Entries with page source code
-- Start --

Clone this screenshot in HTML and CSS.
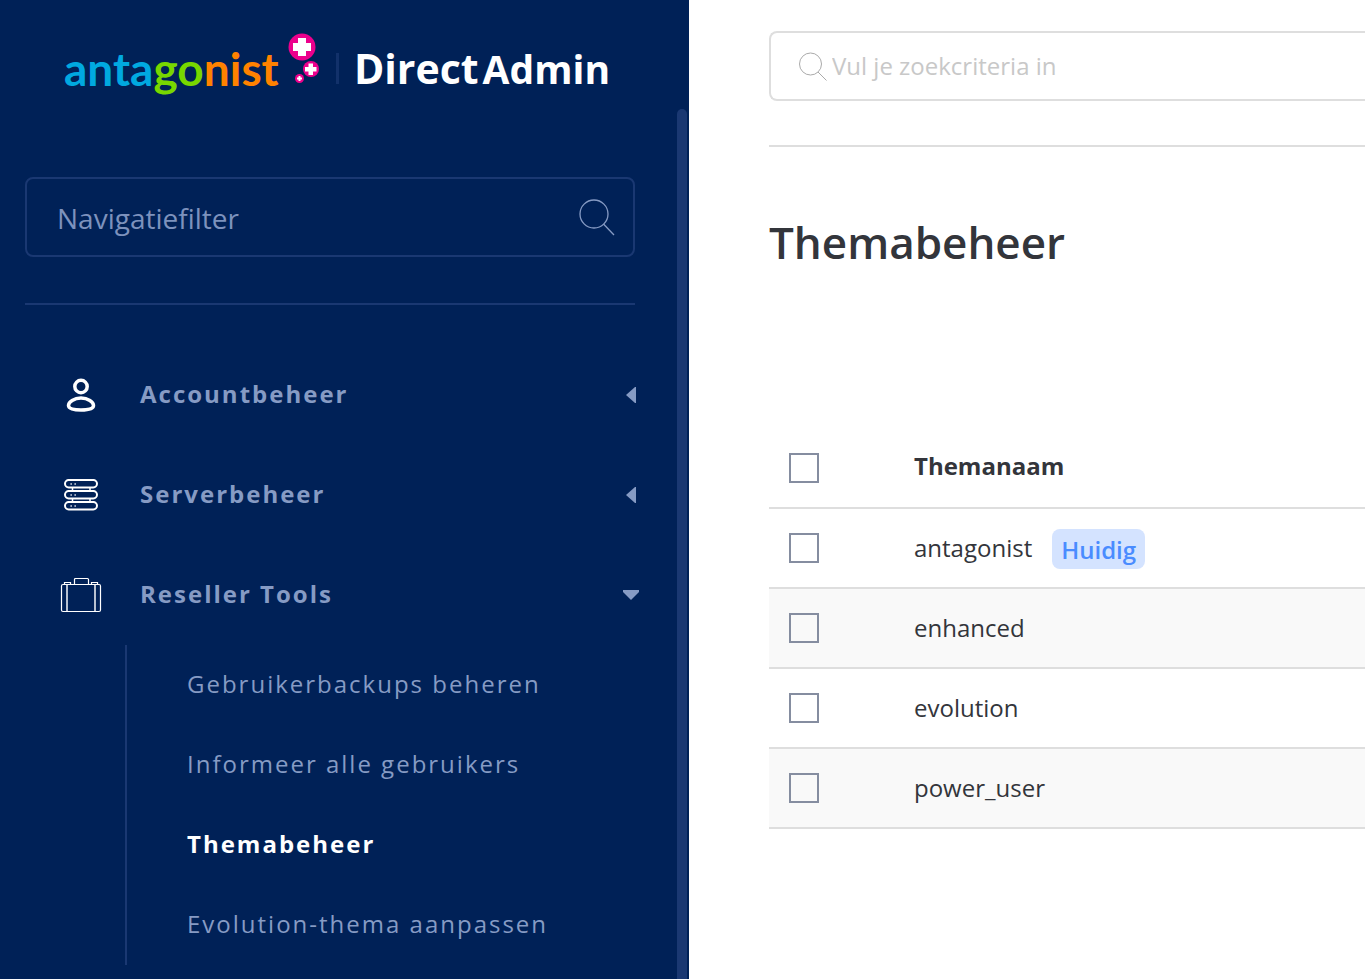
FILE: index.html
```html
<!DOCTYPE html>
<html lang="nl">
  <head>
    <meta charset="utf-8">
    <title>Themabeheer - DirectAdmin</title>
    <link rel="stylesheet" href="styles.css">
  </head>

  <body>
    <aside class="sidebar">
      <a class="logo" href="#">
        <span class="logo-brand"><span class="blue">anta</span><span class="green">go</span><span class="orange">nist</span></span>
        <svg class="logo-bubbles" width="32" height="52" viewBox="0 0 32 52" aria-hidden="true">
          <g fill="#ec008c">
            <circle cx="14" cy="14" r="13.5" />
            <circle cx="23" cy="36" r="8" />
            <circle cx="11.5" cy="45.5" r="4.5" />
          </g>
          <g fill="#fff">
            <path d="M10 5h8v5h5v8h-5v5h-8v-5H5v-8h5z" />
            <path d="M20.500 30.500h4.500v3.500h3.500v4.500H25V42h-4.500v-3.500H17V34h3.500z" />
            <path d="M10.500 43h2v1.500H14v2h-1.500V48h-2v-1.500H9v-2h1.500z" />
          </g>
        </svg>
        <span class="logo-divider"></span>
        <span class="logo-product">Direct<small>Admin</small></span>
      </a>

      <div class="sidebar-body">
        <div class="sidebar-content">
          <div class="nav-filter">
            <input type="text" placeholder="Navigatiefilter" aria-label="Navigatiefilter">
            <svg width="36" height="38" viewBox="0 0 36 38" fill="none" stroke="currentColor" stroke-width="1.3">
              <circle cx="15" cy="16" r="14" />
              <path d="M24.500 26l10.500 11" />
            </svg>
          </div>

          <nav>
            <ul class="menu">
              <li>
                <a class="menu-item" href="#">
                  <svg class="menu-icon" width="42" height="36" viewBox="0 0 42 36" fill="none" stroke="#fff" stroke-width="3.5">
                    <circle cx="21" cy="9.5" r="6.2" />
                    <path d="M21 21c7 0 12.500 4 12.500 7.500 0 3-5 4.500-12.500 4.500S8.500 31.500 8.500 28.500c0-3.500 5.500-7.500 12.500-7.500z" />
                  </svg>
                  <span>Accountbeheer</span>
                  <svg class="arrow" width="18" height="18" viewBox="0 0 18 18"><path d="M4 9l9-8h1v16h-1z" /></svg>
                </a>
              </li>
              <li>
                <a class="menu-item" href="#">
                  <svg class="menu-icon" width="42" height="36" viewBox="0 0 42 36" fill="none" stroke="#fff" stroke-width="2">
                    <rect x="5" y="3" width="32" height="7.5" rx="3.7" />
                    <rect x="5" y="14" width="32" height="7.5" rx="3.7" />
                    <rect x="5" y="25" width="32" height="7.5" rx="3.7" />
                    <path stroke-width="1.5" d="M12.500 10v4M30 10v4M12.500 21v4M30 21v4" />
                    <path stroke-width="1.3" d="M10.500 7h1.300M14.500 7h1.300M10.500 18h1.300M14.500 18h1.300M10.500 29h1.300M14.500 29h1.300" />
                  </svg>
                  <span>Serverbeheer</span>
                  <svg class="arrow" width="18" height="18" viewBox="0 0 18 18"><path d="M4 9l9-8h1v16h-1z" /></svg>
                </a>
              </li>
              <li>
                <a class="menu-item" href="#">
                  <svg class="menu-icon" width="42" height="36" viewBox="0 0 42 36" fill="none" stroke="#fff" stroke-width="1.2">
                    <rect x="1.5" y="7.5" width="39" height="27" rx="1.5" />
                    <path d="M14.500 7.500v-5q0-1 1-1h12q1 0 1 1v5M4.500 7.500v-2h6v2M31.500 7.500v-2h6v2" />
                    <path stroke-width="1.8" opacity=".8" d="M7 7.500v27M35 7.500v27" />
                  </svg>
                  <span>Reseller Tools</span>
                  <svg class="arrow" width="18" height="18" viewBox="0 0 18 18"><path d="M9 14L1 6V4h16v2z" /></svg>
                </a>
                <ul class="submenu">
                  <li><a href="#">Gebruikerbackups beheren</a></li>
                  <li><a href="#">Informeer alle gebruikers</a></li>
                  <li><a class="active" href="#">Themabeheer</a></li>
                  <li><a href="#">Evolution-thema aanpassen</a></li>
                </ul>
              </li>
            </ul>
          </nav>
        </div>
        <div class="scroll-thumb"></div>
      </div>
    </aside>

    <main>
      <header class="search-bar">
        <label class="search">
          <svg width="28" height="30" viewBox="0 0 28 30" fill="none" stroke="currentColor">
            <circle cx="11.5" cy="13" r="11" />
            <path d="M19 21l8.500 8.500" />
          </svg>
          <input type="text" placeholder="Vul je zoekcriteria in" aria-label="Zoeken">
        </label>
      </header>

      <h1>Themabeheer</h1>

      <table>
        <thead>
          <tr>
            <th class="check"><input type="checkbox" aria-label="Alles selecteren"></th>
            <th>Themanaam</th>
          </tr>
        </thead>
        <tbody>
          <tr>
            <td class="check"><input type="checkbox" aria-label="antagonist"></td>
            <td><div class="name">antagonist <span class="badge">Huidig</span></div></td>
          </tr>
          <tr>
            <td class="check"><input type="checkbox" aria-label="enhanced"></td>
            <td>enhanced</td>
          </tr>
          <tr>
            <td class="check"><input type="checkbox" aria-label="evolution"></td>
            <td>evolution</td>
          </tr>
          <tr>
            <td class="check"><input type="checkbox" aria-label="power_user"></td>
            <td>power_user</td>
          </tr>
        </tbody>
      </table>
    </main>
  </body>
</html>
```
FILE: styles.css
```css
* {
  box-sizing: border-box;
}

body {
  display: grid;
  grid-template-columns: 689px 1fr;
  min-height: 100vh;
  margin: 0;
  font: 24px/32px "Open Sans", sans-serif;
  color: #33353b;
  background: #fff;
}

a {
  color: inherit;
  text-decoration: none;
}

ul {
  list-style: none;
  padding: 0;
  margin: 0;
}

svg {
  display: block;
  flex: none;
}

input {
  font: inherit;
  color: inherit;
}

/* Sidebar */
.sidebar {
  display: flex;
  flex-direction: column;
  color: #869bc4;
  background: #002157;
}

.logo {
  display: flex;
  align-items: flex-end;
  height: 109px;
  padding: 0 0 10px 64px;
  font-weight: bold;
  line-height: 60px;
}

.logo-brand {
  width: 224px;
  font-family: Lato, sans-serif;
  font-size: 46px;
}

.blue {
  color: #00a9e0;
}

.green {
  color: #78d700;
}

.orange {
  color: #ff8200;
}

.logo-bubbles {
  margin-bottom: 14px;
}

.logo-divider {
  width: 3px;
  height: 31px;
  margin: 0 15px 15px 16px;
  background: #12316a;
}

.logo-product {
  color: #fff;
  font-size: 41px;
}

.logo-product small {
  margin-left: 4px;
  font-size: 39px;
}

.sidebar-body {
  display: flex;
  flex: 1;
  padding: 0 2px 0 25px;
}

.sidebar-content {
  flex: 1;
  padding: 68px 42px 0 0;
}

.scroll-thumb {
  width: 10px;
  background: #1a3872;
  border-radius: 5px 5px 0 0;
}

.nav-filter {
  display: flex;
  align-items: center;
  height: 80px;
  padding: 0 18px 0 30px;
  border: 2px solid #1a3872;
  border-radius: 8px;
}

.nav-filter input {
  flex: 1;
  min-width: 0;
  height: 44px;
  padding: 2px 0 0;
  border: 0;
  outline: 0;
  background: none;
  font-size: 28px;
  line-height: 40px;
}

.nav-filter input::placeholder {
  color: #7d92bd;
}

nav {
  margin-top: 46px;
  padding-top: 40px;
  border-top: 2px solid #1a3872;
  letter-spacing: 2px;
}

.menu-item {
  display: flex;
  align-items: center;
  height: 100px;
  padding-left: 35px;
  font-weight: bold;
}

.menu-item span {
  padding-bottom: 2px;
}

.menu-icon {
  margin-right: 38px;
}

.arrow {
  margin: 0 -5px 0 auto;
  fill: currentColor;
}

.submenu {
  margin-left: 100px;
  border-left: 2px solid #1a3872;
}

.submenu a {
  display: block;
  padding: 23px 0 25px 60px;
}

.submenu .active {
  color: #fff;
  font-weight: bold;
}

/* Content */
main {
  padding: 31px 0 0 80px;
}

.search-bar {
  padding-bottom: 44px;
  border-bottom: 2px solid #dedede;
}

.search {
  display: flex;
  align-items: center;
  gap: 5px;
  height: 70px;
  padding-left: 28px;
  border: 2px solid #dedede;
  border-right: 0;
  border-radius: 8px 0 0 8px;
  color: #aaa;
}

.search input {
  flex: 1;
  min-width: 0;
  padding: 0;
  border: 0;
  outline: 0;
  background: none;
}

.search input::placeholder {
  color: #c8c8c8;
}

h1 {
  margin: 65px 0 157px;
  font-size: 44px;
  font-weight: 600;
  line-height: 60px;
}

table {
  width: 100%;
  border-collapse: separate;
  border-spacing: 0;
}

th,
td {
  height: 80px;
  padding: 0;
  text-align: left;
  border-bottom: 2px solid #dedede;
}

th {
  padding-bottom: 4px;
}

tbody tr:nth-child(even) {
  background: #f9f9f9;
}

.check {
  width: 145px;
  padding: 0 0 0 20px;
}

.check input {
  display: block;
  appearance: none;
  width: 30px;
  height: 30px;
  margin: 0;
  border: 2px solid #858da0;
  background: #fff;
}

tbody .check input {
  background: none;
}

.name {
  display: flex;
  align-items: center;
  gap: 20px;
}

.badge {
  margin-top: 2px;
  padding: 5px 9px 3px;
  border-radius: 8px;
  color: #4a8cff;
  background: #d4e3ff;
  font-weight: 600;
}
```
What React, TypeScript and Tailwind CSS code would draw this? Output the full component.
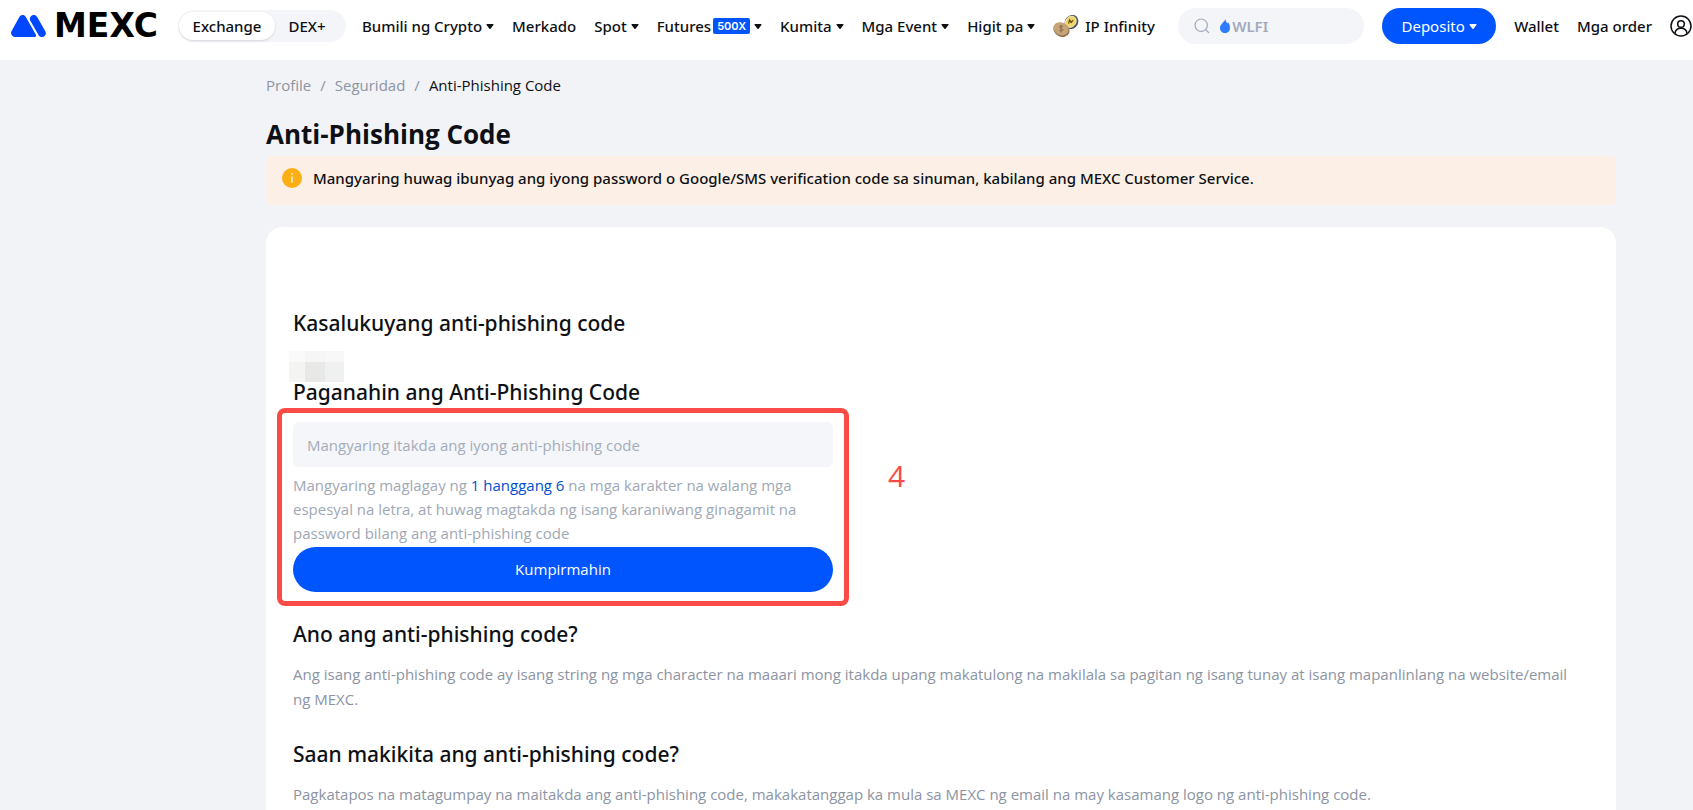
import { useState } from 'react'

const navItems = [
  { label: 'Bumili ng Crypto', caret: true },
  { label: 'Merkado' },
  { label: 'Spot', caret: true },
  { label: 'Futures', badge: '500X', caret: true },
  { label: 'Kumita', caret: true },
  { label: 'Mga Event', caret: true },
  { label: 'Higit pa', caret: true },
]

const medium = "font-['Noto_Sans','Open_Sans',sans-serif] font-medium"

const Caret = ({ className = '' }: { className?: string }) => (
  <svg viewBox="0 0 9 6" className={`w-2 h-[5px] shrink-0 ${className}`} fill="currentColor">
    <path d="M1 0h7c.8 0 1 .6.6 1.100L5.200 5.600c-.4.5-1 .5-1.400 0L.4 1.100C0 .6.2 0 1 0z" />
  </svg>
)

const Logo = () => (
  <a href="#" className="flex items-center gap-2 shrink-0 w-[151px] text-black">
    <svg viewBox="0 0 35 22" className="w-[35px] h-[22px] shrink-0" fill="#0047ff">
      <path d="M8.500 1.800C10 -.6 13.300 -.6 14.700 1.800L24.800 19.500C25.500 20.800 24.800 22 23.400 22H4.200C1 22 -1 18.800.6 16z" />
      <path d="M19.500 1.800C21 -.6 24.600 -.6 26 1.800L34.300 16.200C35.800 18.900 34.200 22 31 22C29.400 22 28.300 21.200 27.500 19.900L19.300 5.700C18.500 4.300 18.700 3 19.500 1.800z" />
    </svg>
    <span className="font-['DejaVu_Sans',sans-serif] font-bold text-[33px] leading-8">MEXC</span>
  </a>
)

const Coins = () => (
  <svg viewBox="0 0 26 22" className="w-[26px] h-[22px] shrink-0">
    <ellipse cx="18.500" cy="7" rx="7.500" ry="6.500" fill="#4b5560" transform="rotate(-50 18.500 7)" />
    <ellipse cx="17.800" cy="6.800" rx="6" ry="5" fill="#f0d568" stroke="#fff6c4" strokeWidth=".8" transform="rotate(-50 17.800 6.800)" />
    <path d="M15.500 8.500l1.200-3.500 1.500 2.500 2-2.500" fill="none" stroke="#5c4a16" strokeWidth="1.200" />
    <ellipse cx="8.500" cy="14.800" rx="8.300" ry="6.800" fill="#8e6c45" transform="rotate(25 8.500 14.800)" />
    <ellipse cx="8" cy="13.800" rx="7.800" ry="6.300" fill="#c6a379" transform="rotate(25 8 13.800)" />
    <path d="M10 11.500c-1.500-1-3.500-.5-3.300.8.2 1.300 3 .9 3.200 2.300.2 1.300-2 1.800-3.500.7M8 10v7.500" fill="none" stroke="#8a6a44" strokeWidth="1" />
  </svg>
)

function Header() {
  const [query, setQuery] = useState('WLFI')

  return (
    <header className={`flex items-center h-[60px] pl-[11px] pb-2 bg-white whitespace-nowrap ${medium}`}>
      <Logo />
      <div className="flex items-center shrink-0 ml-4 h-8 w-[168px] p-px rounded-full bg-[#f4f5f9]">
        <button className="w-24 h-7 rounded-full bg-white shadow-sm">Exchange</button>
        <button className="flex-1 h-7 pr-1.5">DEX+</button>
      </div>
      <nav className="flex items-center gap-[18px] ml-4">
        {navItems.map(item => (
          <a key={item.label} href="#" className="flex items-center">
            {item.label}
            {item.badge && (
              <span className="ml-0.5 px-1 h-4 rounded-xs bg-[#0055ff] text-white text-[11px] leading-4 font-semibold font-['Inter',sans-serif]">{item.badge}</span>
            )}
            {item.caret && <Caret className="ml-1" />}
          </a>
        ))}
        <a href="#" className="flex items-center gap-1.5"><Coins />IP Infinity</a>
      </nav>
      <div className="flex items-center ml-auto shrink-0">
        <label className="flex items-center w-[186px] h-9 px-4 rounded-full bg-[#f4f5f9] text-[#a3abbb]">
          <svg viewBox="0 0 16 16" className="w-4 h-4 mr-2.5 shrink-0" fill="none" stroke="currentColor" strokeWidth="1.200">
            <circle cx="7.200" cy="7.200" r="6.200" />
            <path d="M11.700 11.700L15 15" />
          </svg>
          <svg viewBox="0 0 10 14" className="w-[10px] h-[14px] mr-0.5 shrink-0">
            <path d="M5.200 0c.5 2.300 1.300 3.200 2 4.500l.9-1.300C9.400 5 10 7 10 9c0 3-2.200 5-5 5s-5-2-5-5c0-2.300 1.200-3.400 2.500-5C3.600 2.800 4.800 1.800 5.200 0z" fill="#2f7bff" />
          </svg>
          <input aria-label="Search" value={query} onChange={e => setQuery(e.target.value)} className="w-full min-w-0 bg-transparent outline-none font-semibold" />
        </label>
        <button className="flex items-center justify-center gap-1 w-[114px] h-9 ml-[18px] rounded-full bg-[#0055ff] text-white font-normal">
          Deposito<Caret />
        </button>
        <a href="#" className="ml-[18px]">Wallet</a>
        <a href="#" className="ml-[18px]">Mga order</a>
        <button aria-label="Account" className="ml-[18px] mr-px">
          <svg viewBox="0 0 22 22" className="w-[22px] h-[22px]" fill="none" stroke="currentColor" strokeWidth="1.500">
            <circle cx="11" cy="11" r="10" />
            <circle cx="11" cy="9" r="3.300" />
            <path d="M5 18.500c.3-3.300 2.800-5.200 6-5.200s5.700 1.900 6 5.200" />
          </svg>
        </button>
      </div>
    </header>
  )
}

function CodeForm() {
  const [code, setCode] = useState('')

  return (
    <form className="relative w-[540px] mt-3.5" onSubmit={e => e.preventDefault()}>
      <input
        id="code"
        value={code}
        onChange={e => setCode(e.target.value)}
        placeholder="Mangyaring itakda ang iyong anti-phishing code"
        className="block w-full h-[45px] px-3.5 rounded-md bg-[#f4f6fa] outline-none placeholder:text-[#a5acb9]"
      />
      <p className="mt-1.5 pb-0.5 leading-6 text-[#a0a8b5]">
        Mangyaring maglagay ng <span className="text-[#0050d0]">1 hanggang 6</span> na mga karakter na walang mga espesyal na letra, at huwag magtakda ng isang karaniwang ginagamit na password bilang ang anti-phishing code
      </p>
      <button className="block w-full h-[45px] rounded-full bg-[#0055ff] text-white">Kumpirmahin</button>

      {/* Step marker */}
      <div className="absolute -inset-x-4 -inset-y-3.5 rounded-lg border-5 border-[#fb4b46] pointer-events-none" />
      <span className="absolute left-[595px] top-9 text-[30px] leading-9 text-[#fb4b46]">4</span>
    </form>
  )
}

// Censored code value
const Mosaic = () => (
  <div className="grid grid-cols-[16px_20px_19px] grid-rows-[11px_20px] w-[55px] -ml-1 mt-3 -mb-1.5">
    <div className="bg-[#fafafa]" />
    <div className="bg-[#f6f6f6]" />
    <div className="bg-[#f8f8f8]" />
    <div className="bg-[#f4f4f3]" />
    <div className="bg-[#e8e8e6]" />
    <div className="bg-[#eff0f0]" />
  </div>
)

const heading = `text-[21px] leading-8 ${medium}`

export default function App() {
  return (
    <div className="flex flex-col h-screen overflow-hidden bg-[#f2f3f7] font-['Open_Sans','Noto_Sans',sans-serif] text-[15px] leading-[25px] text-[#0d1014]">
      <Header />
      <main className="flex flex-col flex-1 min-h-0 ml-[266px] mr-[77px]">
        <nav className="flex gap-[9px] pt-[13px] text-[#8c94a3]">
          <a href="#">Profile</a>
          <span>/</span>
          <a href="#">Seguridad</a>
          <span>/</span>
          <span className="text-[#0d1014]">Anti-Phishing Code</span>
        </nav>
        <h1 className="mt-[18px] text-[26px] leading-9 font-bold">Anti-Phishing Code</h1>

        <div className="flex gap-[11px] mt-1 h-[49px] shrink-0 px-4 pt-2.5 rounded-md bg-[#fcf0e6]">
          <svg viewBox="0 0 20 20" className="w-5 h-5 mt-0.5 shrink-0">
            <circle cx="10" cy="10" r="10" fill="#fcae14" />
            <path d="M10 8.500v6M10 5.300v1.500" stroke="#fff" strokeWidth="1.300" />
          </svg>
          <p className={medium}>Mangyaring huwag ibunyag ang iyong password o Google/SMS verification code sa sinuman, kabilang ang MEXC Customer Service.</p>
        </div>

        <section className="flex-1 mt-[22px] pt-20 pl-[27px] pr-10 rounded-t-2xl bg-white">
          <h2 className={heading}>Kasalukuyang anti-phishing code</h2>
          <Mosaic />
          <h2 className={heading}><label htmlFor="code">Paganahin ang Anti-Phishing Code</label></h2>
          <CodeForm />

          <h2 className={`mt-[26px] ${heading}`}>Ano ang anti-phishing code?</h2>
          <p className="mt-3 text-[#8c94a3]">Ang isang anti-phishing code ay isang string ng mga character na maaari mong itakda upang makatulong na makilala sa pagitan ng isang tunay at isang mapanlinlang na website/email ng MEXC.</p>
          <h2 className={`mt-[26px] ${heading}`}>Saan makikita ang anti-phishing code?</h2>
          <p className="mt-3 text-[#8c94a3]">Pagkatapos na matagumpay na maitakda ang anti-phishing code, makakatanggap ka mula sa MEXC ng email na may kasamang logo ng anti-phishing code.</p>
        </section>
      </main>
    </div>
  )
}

-- End --

Your instructions
From the listing above, copy every line that holds the string "full".

Answer to the task
What React, TypeScript and Tailwind CSS code would draw this? Output the full component.
      <div className="flex items-center shrink-0 ml-4 h-8 w-[168px] p-px rounded-full bg-[#f4f5f9]">
        <button className="w-24 h-7 rounded-full bg-white shadow-sm">Exchange</button>
        <label className="flex items-center w-[186px] h-9 px-4 rounded-full bg-[#f4f5f9] text-[#a3abbb]">
          <input aria-label="Search" value={query} onChange={e => setQuery(e.target.value)} className="w-full min-w-0 bg-transparent outline-none font-semibold" />
        <button className="flex items-center justify-center gap-1 w-[114px] h-9 ml-[18px] rounded-full bg-[#0055ff] text-white font-normal">
        className="block w-full h-[45px] px-3.5 rounded-md bg-[#f4f6fa] outline-none placeholder:text-[#a5acb9]"
      <button className="block w-full h-[45px] rounded-full bg-[#0055ff] text-white">Kumpirmahin</button>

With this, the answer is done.